Wednesday, June 25, 2008

Liquid Tension Experiment at B.B. King's

A story for you: After coming home from this concert, I went to sleep, and suffered from a reoccurring/waking dream for three or four hours that involved both LTE's music and snapshot images of the show I had just seen (Mike Portnoy standing up on his drum riser to address the crowd, for example. Lord knows why so many of my music dreams feature Mike Portnoy, but I suspect it's because he does of putting himself forward, so he's really noticable). I've had these dreams in the past; the only way to break the cycle and get any real sleep is to wake myself up completely for a few minutes.

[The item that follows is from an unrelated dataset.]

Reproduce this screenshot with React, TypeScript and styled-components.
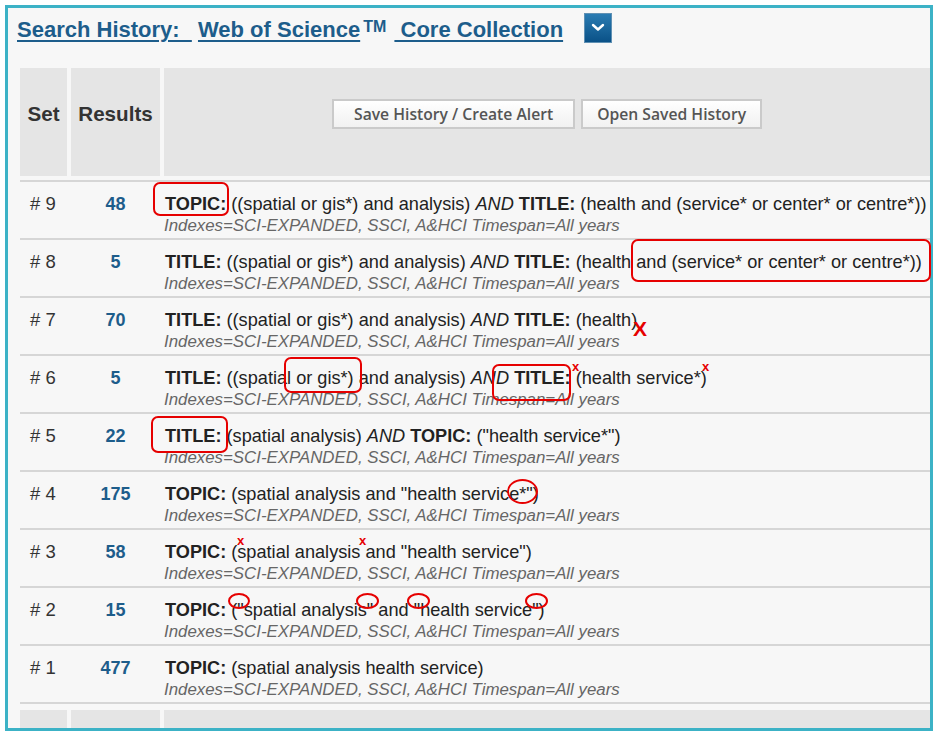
import React from "react";
import styled, { createGlobalStyle } from "styled-components";

const GlobalStyle = createGlobalStyle`
  html, body {
    margin: 0;
    padding: 0;
    background: #fff;
  }
  body {
    font-family: "Liberation Sans", Arial, sans-serif;
  }
`;

const Frame = styled.div`
  position: relative;
  box-sizing: border-box;
  margin: 5px 5px 0 5px;
  height: 726px;
  border: 3px solid #3cb2c6;
  background: #f7f7f7;
  overflow: visible;
`;

const TitleBar = styled.div`
  display: flex;
  align-items: center;
  height: 40px;
  padding: 2px 0 0 9px;
  white-space: pre;
`;

const TitleLink = styled.a`
  font-size: 22px;
  font-weight: bold;
  color: #1d5d8b;
  text-decoration: underline;
  text-decoration-thickness: 2px;
  text-underline-offset: 3px;
  cursor: pointer;
`;

const Gap = styled.span`
  font-size: 22px;
`;

const Trademark = styled.sup`
  font-size: 16px;
  font-weight: bold;
  color: #1d5d8b;
  position: relative;
  top: -3px;
  margin-left: 3px;
  margin-right: 2px;
`;

const DropButton = styled.button`
  display: flex;
  align-items: center;
  justify-content: center;
  width: 28px;
  height: 30px;
  margin: 0 0 5px 21px;
  padding: 0;
  border: 1px solid #5f90b3;
  background: linear-gradient(#2a7bb2, #0a5187);
  cursor: pointer;
`;

const TableClip = styled.div`
  margin: 18px 0 0 12px;
  overflow: hidden;
`;

const Grid = styled.div`
  display: grid;
  grid-template-columns: 47px 89px 1fr;
  column-gap: 4px;
`;

const HeadCell = styled.div<{ $last?: boolean }>`
  box-sizing: border-box;
  height: 108px;
  padding-bottom: 17px;
  background: #e5e5e5;
  display: flex;
  align-items: center;
  justify-content: ${(p) => (p.$last ? "flex-start" : "center")};
  padding-left: ${(p) => (p.$last ? "168px" : "0")};
  font-size: 20.6px;
  font-weight: bold;
  color: #333;
  gap: 6px;
`;

const FootCell = styled.div`
  height: 18px;
  background: #e5e5e5;
`;

const ToolButton = styled.button<{ $pad: number }>`
  height: 30px;
  padding: 0 ${(p) => p.$pad}px;
  border: 2px solid #cacaca;
  background: linear-gradient(#ffffff, #f1f1f1);
  font-family: "Open Sans", "DejaVu Sans", sans-serif;
  font-weight: 600;
  font-size: 15.7px;
  color: #555;
  cursor: pointer;
`;

const Body = styled.div`
  margin-top: 4px;
  border-top: 2px solid #d6d6d6;
  margin-bottom: 6px;
`;

const Row = styled.div`
  display: grid;
  grid-template-columns: 47px 89px 1fr;
  column-gap: 4px;
  padding: 11px 0 1px 0;
  border-bottom: 2px solid #d6d6d6;
  white-space: nowrap;
`;

const SetNo = styled.div`
  font-size: 18.5px;
  line-height: 22px;
  color: #333;
  padding-left: 10px;
`;

const Count = styled.a`
  font-size: 18px;
  line-height: 22px;
  font-weight: bold;
  color: #1d5d8b;
  text-align: center;
`;

const Query = styled.div`
  font-size: 18.17px;
  line-height: 22px;
  color: #222;
  padding-left: 1px;
`;

const Field = styled.b`
  color: #222;
`;

const Op = styled.i``;

const Plain = styled.span`
  white-space: pre;
`;

const Meta = styled.div`
  font-size: 16.85px;
  line-height: 22px;
  font-style: italic;
  color: #666;
`;

const Mark = styled.div<{ $round?: boolean }>`
  position: absolute;
  box-sizing: border-box;
  border: 2.5px solid #e60000;
  border-radius: ${(p) => (p.$round ? "50%" : "7px")};
  pointer-events: none;
`;

const Cross = styled.span<{ $big?: boolean }>`
  position: absolute;
  font-family: "Liberation Sans", Arial, sans-serif;
  font-weight: bold;
  color: #e60000;
  font-size: ${(p) => (p.$big ? "21px" : "13px")};
  line-height: 1;
  pointer-events: none;
`;

type Part = { t: string; k?: "b" | "i" };

const rows: { set: number; count: number; parts: Part[] }[] = [
  {
    set: 9,
    count: 48,
    parts: [
      { t: "TOPIC:", k: "b" },
      { t: " ((spatial or gis*) and analysis) " },
      { t: "AND", k: "i" },
      { t: " " },
      { t: "TITLE:", k: "b" },
      { t: " (health and (service* or center* or centre*))" },
    ],
  },
  {
    set: 8,
    count: 5,
    parts: [
      { t: "TITLE:", k: "b" },
      { t: " ((spatial or gis*) and analysis) " },
      { t: "AND", k: "i" },
      { t: " " },
      { t: "TITLE:", k: "b" },
      { t: " (health and (service* or center* or centre*))" },
    ],
  },
  {
    set: 7,
    count: 70,
    parts: [
      { t: "TITLE:", k: "b" },
      { t: " ((spatial or gis*) and analysis) " },
      { t: "AND", k: "i" },
      { t: " " },
      { t: "TITLE:", k: "b" },
      { t: " (health)" },
    ],
  },
  {
    set: 6,
    count: 5,
    parts: [
      { t: "TITLE:", k: "b" },
      { t: " ((spatial or gis*) and analysis) " },
      { t: "AND", k: "i" },
      { t: " " },
      { t: "TITLE:", k: "b" },
      { t: " (health service*)" },
    ],
  },
  {
    set: 5,
    count: 22,
    parts: [
      { t: "TITLE:", k: "b" },
      { t: " (spatial analysis) " },
      { t: "AND", k: "i" },
      { t: " " },
      { t: "TOPIC:", k: "b" },
      { t: ' ("health service*")' },
    ],
  },
  {
    set: 4,
    count: 175,
    parts: [{ t: "TOPIC:", k: "b" }, { t: ' (spatial analysis and "health service*")' }],
  },
  {
    set: 3,
    count: 58,
    parts: [{ t: "TOPIC:", k: "b" }, { t: ' (spatial analysis and "health service")' }],
  },
  {
    set: 2,
    count: 15,
    parts: [{ t: "TOPIC:", k: "b" }, { t: ' ("spatial analysis" and "health service")' }],
  },
  {
    set: 1,
    count: 477,
    parts: [{ t: "TOPIC:", k: "b" }, { t: " (spatial analysis health service)" }],
  },
];

// hand-drawn review marks, page coords minus the frame origin (8,8)
const boxes = [
  { x: 145, y: 174, w: 76, h: 34 },
  { x: 623, y: 231, w: 300, h: 43 },
  { x: 276, y: 349, w: 78, h: 36 },
  { x: 484, y: 356, w: 79, h: 37 },
  { x: 143, y: 408, w: 77, h: 37 },
];
const rings = [
  { x: 499, y: 471, w: 31, h: 25 },
  { x: 220, y: 585, w: 22, h: 16 },
  { x: 348, y: 585, w: 23, h: 16 },
  { x: 399, y: 585, w: 23, h: 16 },
  { x: 517, y: 585, w: 23, h: 16 },
];
const crosses = [
  { x: 625, y: 310, big: true },
  { x: 564, y: 352 },
  { x: 694, y: 352 },
  { x: 229, y: 526 },
  { x: 351, y: 526 },
];

const META = "Indexes=SCI-EXPANDED, SSCI, A&HCI Timespan=All years";

export default function App() {
  return (
    <>
      <GlobalStyle />
      <Frame>
        <TitleBar>
          <TitleLink>Search History:  </TitleLink>
          <Gap> </Gap>
          <TitleLink>Web of Science</TitleLink>
          <Trademark>TM</Trademark>
          <Gap> </Gap>
          <TitleLink> Core Collection</TitleLink>
          <DropButton aria-label="more">
            <svg width="14" height="9" viewBox="0 0 14 9">
              <path d="M2 2 L7 6.5 L12 2" fill="none" stroke="#fff" strokeWidth="2.4" strokeLinecap="round" strokeLinejoin="round" />
            </svg>
          </DropButton>
        </TitleBar>

        <TableClip>
          <Grid>
            <HeadCell>Set</HeadCell>
            <HeadCell>Results</HeadCell>
            <HeadCell $last>
              <ToolButton $pad={20}>Save History / Create Alert</ToolButton>
              <ToolButton $pad={14}>Open Saved History</ToolButton>
            </HeadCell>
          </Grid>

          <Body>
            {rows.map((r) => (
              <Row key={r.set}>
                <SetNo># {r.set}</SetNo>
                <Count>{r.count}</Count>
                <div>
                  <Query>
                    {r.parts.map((p, i) =>
                      p.k === "b" ? (
                        <Field key={i}>{p.t}</Field>
                      ) : p.k === "i" ? (
                        <Op key={i}>{p.t}</Op>
                      ) : (
                        <Plain key={i}>{p.t}</Plain>
                      )
                    )}
                  </Query>
                  <Meta>{META}</Meta>
                </div>
              </Row>
            ))}
          </Body>

          <Grid>
            <FootCell />
            <FootCell />
            <FootCell />
          </Grid>
        </TableClip>

        {boxes.map((b, i) => (
          <Mark key={"b" + i} style={{ left: b.x, top: b.y, width: b.w, height: b.h }} />
        ))}
        {rings.map((b, i) => (
          <Mark key={"r" + i} $round style={{ left: b.x, top: b.y, width: b.w, height: b.h }} />
        ))}
        {crosses.map((c, i) => (
          <Cross key={"c" + i} $big={c.big} style={{ left: c.x, top: c.y }}>
            {c.big ? "X" : "x"}
          </Cross>
        ))}
      </Frame>
    </>
  );
}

That night, it took me until 4:00 AM, and when I finally did so, I came to the conclusion that the source of my mental distress was, to quote Emperor Joseph II in Amadeus, "too many notes." Basically, I couldn't sleep because I was still trying to process all of the aural information I had absorbed - or because my legs still hurt after standing still for two hours.

Sleep deprivations aside, the concert was worth the admission price: a full capacity of Dream Theater, King Crimson, and prog/jazz geeks (perhaps the biggest concentration of pudgy middle-aged white males I'm likely to see a show in a while - or at least until August) watching four master technicians do their thing on stage. The extreme cerebriality was fun (because, to face facts, I had a love for the possibilities of prog drilled into me in childhood), but the guys also looked like they were having fun - and there's a hard edge to enough of their music to make me feel like I'm witnessing something that still rocks in its own fashion.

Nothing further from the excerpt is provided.